Article from France
Date Unknown

   It is Balki in "Larry et Balki"
Bronson Pinchot: He is Surrounded by Extraordinary Women!

(Many thanks to Cousin Nightime59 who provided us with
a translation of this article which you will find below!)


Balki, one of the two protagonists of, "Larry and Balki", is an odd figure!  "When he sees a pretty girl, and he wants to approach her," . . . his interpreter, Bronson, explains . . . "he will throw himself at her feet and exclaim, I (venerate) worship the nail polish on your toes, Oh Goddess!  The basic (principle) rule to understanding Balki, is to realize that he sees the world as a four year old child.  With complete innocence."

Saying this, Bronson Pinchot himself does not seem to realize that by way of his famous character people often assume that he himself (or his personality) is the same as Balki (or that HE really is Balki.)  So I especially need to be wary of any misconception about Bronson Pinchot, who turned 31 this past May 20th.  The show Larry and Balki, is about (which the ladies do not think in general is unpleasant) an emigrant arriving in America direct from his homeland; which has miraculously been abandoned by civilization.  His homeland (is symbolic of Greece) has a lot of similarities to Greece. 

Bronson Pinchot, however, is an American, born in New York city . . . a beacon of technological civilization, but he indeed speaks Greek.  More precisely "ancient Greek", that of the big tragedies of Sophocles and the philosophical writings of Plato.  He also has original (genuine) manuscripts of the 19th century writers: Charles Dickens and Oscar Wilde, as well as one in French by Victor Hugo.

He is a big collector of antiques, and he has a collection of precious (rare) Swedish pieces of furniture from the 19th century.

Culture and refinement in all its splendour?  Yes, but he lacks a bolt someplace between both ears, his co-star in Larry and Balki, Mark Linn-Baker says.  "That is why I love him, but it is also why I sometimes want to choke him."

Bronson Pinchot himself, both talkative and incorrigible, explains, "I simply cannot control myself.  Something arrives right about here," (he points to his Adams apple) "and before I realize it, it has already come out.  I do not know why."

The most difficult thing to believe, is that this man, worse: this actor, is completely and wholeheartedly sincere.

But the evidence ends up being obvious . . . Bronson Pinchot resembles Balki in that he sometimes seems as innocent as a four year old child or a Martian just newly arrived here on earth.

Bronson Pinchot and Balki: He tells how he came up with name for his television character.  "When she was nine years old my little sister arbitrarily decided that we could no longer call a balcony by the name balcony . . . she invented the word Balki.

The Love of a Mother

His father, of Russian descent, emigrated to France before becoming an American citizen.  He was a book binder by trade.  But this is of little importance in his life.  I do not know enough about that (him).  I do not like him (the coward), says Bronson Pinchot with a chilly coldness that most people would attempt to conceal.  He remembers only having seen his father once in many many years.

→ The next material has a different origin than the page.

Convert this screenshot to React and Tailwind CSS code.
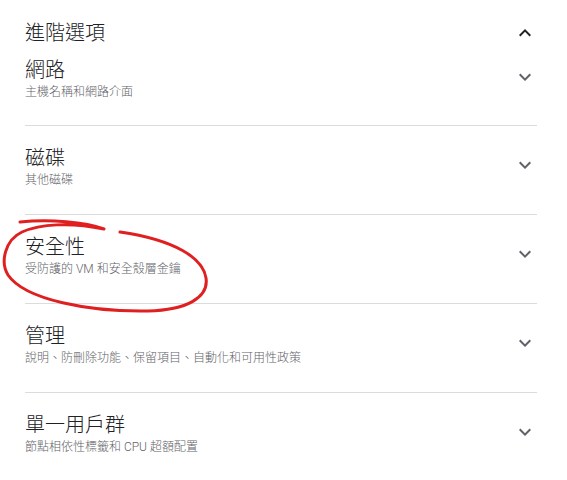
import React from "react";

const ChevronDown = ({ className }) => (
  <svg viewBox="0 0 24 24" width="24" height="24" className={className} fill="currentColor">
    <path d="M16.59 8.59L12 13.17 7.41 8.59 6 10l6 6 6-6z" />
  </svg>
);
const ChevronUp = ({ className }) => (
  <svg viewBox="0 0 24 24" width="24" height="24" className={className} fill="currentColor">
    <path d="M12 8l-6 6 1.41 1.41L12 10.83l4.59 4.58L18 14z" />
  </svg>
);

const sections = [
  { title: "網路", sub: "主機名稱和網路介面" },
  { title: "磁碟", sub: "其他磁碟" },
  { title: "安全性", sub: "受防護的 VM 和安全殼層金鑰" },
  { title: "管理", sub: "說明、防刪除功能、保留項目、自動化和可用性政策" },
  { title: "單一用戶群", sub: "節點相依性標籤和 CPU 超額配置" },
];

export default function App() {
  return (
    <div
      className="relative w-[567px] h-[480px] bg-white overflow-hidden"
      style={{ fontFamily: "Roboto, 'Noto Sans CJK TC', sans-serif" }}
    >
      <div className="pl-[25px] w-[537px]">
        <div className="flex items-start justify-between pt-[19px] h-[58px]">
          <div className="text-[20px] leading-[28px] font-light text-[#202124]">進階選項</div>
          <ChevronUp className="text-[#202124] mt-[2px]" />
        </div>
        {sections.map((s, i) => (
          <div
            key={s.title}
            className={
              "flex items-start justify-between " +
              (i === 0 ? "h-[67px]" : "border-t border-[#dadce0] h-[89px] pt-[20px]")
            }
          >
            <div>
              <div className="text-[20px] leading-[24px] font-light text-[#202124]">{s.title}</div>
              <div className="text-[12px] leading-[16px] font-light text-[#5f6368] mt-[2px]">{s.sub}</div>
            </div>
            <ChevronDown className="text-[#5f6368] mt-[7px]" />
          </div>
        ))}
      </div>
      <svg
        className="absolute left-0 top-0 pointer-events-none"
        width="567"
        height="480"
        viewBox="0 0 567 480"
        fill="none"
      >
        <path
          d="M20 222 C 50 219, 85 222, 104 229 M 104 229 C 70 222, 40 224, 22 232 C 5 240, 0 262, 8 275 C 25 300, 90 312, 148 311 C 186 310, 209 298, 206 278 C 203 258, 175 240, 120 232"
          stroke="#e02020"
          strokeWidth="3"
          strokeLinecap="round"
        />
      </svg>
    </div>
  );
}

He was too young to remember when his father left his Italian wife and their four children.

My mother, Fortunata, at that time did not even know how to write a check.  She was a very cultivated person but lacking practical sense completely.  Nevertheless, with an unbelievable will, she decided to (transform) change what would have been Hell for her children, into a marvelous childhood.  She worked as a cleaner, then as a typist.

"Me, I was unbearable . . . first in my class at school," he says in a tone (of voice) of someone who does not consider even for a moment that this (was) could be taken for a (virtue) good thing.  "I got good grades.  But not when it came to attending class.  I missed a lot.  Finally I preferred being alone, studying at home.  And my mom completely agreed.  I remember once when I was 15 and I had to stay up all night to complete a drawing . . . (Bronson Pinchot began the academy of fine arts before discovering the theatre, starting studies more in touch with this new passion and went on to graduate with honors) . . . Around midnight I made some coffee and got ready for the night, so I could stay awake, because I knew I had to finish the drawing (assignment).  She (his mom) stayed awake with me and said, 'I want you to listen to something.'  And all night she kept me company, reading to me aloud from Oscar Wilde."

Now, however, it seems chance does not seem to have allowed Bronson Pinchot to meet many extraordinary women.  "When I lived in New York, my relationships lasted on average about one year.  Since I moved back to California, the average has dropped to about four weeks . . . but it's not very scientific to compile statistics on such a small number of experiments.  I had one that lasted eight months, with a soap opera actress he will not name.

"This was the greatest tragedy of my adult life.  (One day) I found on my windshield an envelope containing the engagement ring I had given her and a small note that said, 'I would like my hair dryer back.'"

He added with a smile tinged with melancholy.  "She will be mad (with rage), when she finds out that I told you this . . . but she deserves it."